As the provision of the constitution relates only to the indebtedness of the county, and does not require any division of the assets or property of the old county, the disposition of these matters remains -within the scope of legislative provision; and in the absence of any such provision, the effect of creating a new county would be to give to the old county all the public property, except such as was situated in the territory embraced within the boundaries of the new county. As the legislature could divide the public property and assets of the county in such mode as it might choose, it was competent for it to fix upon any date which it might select as the time for ascertaining their amount and value, as well as for determining, in connection therewith, the “just proportion” of the debts and liabilities to be assumed by the new county. In the present instance, the legislature fixed the time when the act took effect as the proper period for ascertaining the amount of these assets and liabilities, and it cannot be held that the constitutional provision was violated in selecting that as the point of time at which to properly determine what would be a “just proportion ” of the debts and liabilities to be assumed by the new county. It is not claimed that any of the indebtedness of the county accrued after that date, or that the amount of its debts or liabilities was greater *334at the organization of the new county than it was at the passage of the act.
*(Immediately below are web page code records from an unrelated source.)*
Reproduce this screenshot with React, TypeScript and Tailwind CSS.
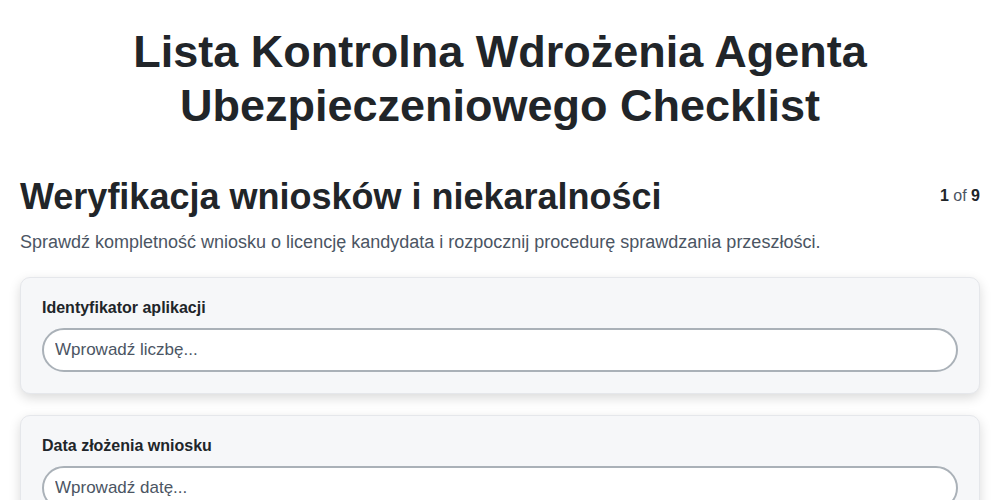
const steps = [
  { label: "Identyfikator aplikacji", placeholder: "Wprowadź liczbę...", type: "number" },
  { label: "Data złożenia wniosku", placeholder: "Wprowadź datę...", type: "text" },
];

export default function App() {
  return (
    <main className="min-h-screen bg-white px-5 text-[#212529] font-['Liberation_Sans',Arial,sans-serif]">
      <h1 className="mx-auto max-w-[800px] pt-[25px] text-center text-[45px] font-bold leading-[54px]">
        Lista Kontrolna Wdrożenia Agenta Ubezpieczeniowego Checklist
      </h1>

      <section className="mt-[42px]">
        <div className="flex items-start justify-between">
          <h2 className="text-4xl font-bold leading-[1.2]">Weryfikacja wniosków i niekaralności</h2>
          <p className="pt-[9px] text-base text-[#4b5563]">
            <span className="font-bold text-[#212529]">1</span> of{" "}
            <span className="font-bold text-[#212529]">9</span>
          </p>
        </div>
        <p className="mt-[10px] text-lg text-[#4b5563]">
          Sprawdź kompletność wniosku o licencję kandydata i rozpocznij procedurę sprawdzania przeszłości.
        </p>

        <div className="mt-[21px] flex flex-col gap-[21px]">
          {steps.map((step) => (
            <div
              key={step.label}
              className="rounded-[10px] border border-[#e5e7eb] bg-[#f6f7f9] px-[21px] pb-[21px] pt-[20px] shadow-[0_4px_12px_rgba(0,0,0,0.15)]"
            >
              <label className="block">
                <span className="block text-base font-bold leading-[20px]">{step.label}</span>
                <input
                  type={step.type}
                  placeholder={step.placeholder}
                  className="mt-[10px] h-[44px] w-full rounded-full border-2 border-[#aab1b8] bg-white px-[11px] text-[17px] text-[#212529] outline-none placeholder:text-[#4b5563]"
                />
              </label>
            </div>
          ))}
        </div>
      </section>
    </main>
  );
}
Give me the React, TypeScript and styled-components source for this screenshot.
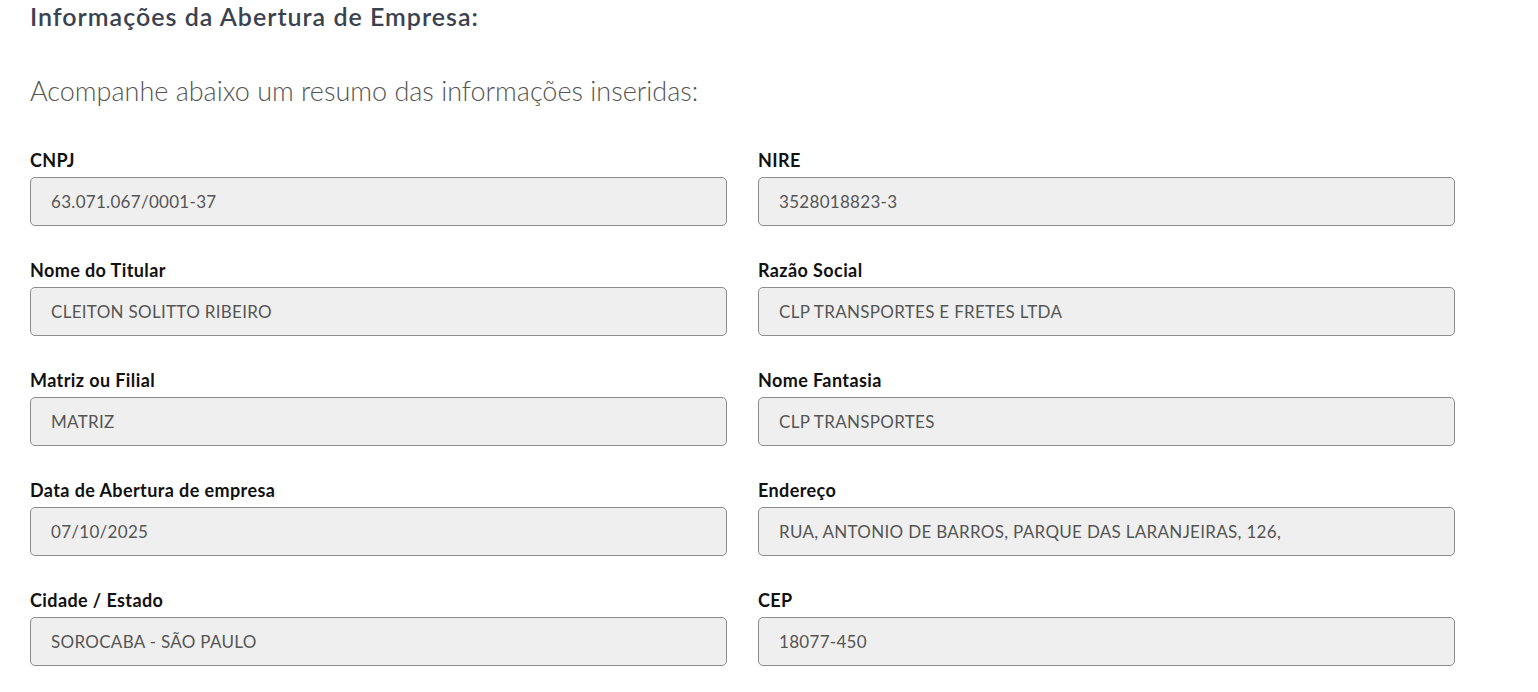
import React from 'react';
import styled, {createGlobalStyle} from 'styled-components';

const GlobalStyle = createGlobalStyle`
  body {
    margin: 0;
    background: #fff;
    font-family: Lato, "Open Sans", sans-serif;
  }
`;

const Page = styled.div`
  padding: 1px 0 0 30px;
  width: 1425px;
`;

const Title = styled.h2`
  margin: 0;
  font-size: 25px;
  line-height: 30px;
  letter-spacing: 1px;
  font-weight: 600;
  color: #3a4250;
`;

const Subtitle = styled.p`
  margin: 44px 0 0;
  font-size: 27px;
  line-height: 32px;
  font-weight: 300;
  color: #555;
`;

const Grid = styled.div`
  display: grid;
  grid-template-columns: 697px 697px;
  column-gap: 31px;
  row-gap: 34px;
  margin-top: 43px;
`;

const Field = styled.div`
  display: flex;
  flex-direction: column;
`;

const Label = styled.label`
  font-size: 18px;
  line-height: 20px;
  letter-spacing: 0.4px;
  font-weight: 700;
  color: #111;
  margin-bottom: 7px;
`;

const Input = styled.div`
  box-sizing: border-box;
  height: 49px;
  padding: 0 20px;
  display: flex;
  align-items: center;
  background: #efefef;
  border: 1px solid #8c8c8c;
  border-radius: 5px;
  font-size: 17px;
  letter-spacing: 0.3px;
  color: #555;
`;

const fields: [string, string][] = [
  ['CNPJ', '63.071.067/0001-37'],
  ['NIRE', '3528018823-3'],
  ['Nome do Titular', 'CLEITON SOLITTO RIBEIRO'],
  ['Razão Social', 'CLP TRANSPORTES E FRETES LTDA'],
  ['Matriz ou Filial', 'MATRIZ'],
  ['Nome Fantasia', 'CLP TRANSPORTES'],
  ['Data de Abertura de empresa', '07/10/2025'],
  ['Endereço', 'RUA, ANTONIO DE BARROS, PARQUE DAS LARANJEIRAS, 126,'],
  ['Cidade / Estado', 'SOROCABA - SÃO PAULO'],
  ['CEP', '18077-450'],
];

function App() {
  return (
    <Page>
      <GlobalStyle />
      <Title>Informações da Abertura de Empresa:</Title>
      <Subtitle>Acompanhe abaixo um resumo das informações inseridas:</Subtitle>
      <Grid>
        {fields.map(([label, value]) => (
          <Field key={label}>
            <Label>{label}</Label>
            <Input>{value}</Input>
          </Field>
        ))}
      </Grid>
    </Page>
  );
}

export default App;
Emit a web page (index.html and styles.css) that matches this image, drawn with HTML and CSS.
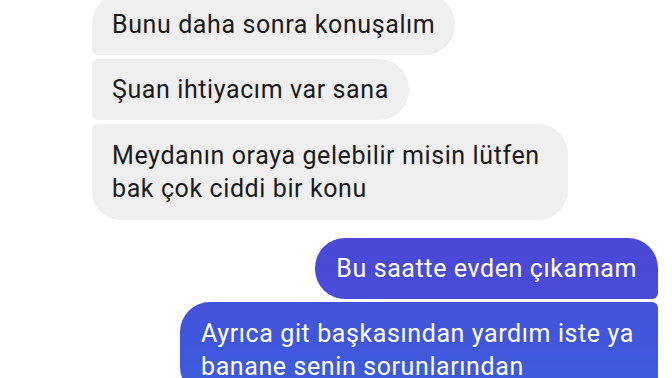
FILE: index.html
```html
<!DOCTYPE html>
<html lang="tr">
<head>
    <meta charset="UTF-8">
    <meta name="viewport" content="width=device-width, initial-scale=1.0">
    <title>Sohbet</title>
    <link rel="stylesheet" href="styles.css">
</head>
<body>
    <div class="chat">
        <div class="group incoming">
            <div class="bubble first">Bunu daha sonra konuşalım</div>
            <div class="bubble">Şuan ihtiyacım var sana</div>
            <div class="bubble last">Meydanın oraya gelebilir misin lütfen bak çok ciddi bir konu</div>
        </div>

        <div class="group outgoing">
            <div class="bubble first">Bu saatte evden çıkamam</div>
            <div class="bubble two">Ayrıca git başkasından yardım iste ya banane senin sorunlarından</div>
        </div>
    </div>
</body>
</html>
```

FILE: styles.css
```css
body {
    margin: 0;
    background-color: white;
    font-family: Roboto, "Noto Sans", Arial, sans-serif;
    overflow: hidden;
}
.chat {
    display: flex;
    flex-direction: column;
    gap: 18px;
    margin-top: -6px;
    padding: 0 14px 0 92px;
}
.group {
    display: flex;
    flex-direction: column;
    gap: 4px;
}
.incoming {
    align-items: flex-start;
}
.outgoing {
    align-items: flex-end;
    gap: 3px;
}
.bubble {
    max-width: 436px;
    padding: 14px 20px;
    font-size: 25px;
    line-height: 33px;
    letter-spacing: 0.6px;
}
.incoming .bubble {
    background-color: #efefef;
    color: #1a1a1a;
    border-radius: 6px 30px 30px 6px;
}
.incoming .bubble.first {
    border-top-left-radius: 30px;
}
.incoming .bubble.last {
    border-bottom-left-radius: 28px;
    padding-top: 15px;
    padding-bottom: 15px;
}
.outgoing .bubble {
    color: white;
    padding-left: 21px;
    padding-right: 21px;
    border-radius: 30px 6px 6px 30px;
}
.outgoing .bubble.first {
    background: linear-gradient(#4b47d7, #4a4cd8);
    border-top-right-radius: 30px;
}
.outgoing .bubble.two {
    background: linear-gradient(#4352dc, #3c5ddd);
    padding-top: 15px;
}
```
The items for which the present action is brought were expenditures made between the date of the passage of the act and the organization of the new county, but during all that time the territory within which these expenditures were made was a portion of Los Angeles County, and we must assume that the expenditures were made in the wise exercise of its control over that territory. It does not appear at what date after March 11, 1889, the moneys were expended; and it must be borne in mind that until after the election upon the question of a division of the county, it could not be known that any new county would be authorized. Until that time it was the duty of Los Angeles County to expend such moneys within the territory that afterwards became Orange County as might be needed. Until after the election upon the question of a division had been had, the moneys which were expended were for the benefit of Los Angeles County, and cannot be said to have been paid or advanced to or for the benefit of the county of Orange. The legislature may have considered that it would be necessary for the county of Los Angeles to expend money for municipal purposes within this territory; and as it was within its discretion to determine that it should bear the burden of any of the expenditures which it might thus make, the fact that it has made no provision for its reimbursement is indicative that it was not its intention that it should be reimbursed therefor.

It would violate all rules of construction to hold that when the legislature fixed the time when the act took effect as the point of time for ascertaining the amount of indebtedness, it intended those words to apply to the date when the county of Orange was organized. The commissioners are directed, in express language, to determine the indebtedness of said county “existing at the time this act takes effect,” and the statute itself declares that the act “ shall take effect and be in force from *335and after the date of its passage and approval.” There is nothing in the act itself, or in the subjects to which it relates, which requires, or would permit, any different construction to be given to those words from that which they express.

The judgment is affirmed.

Paterson, J., and Garoutte, J., concurred.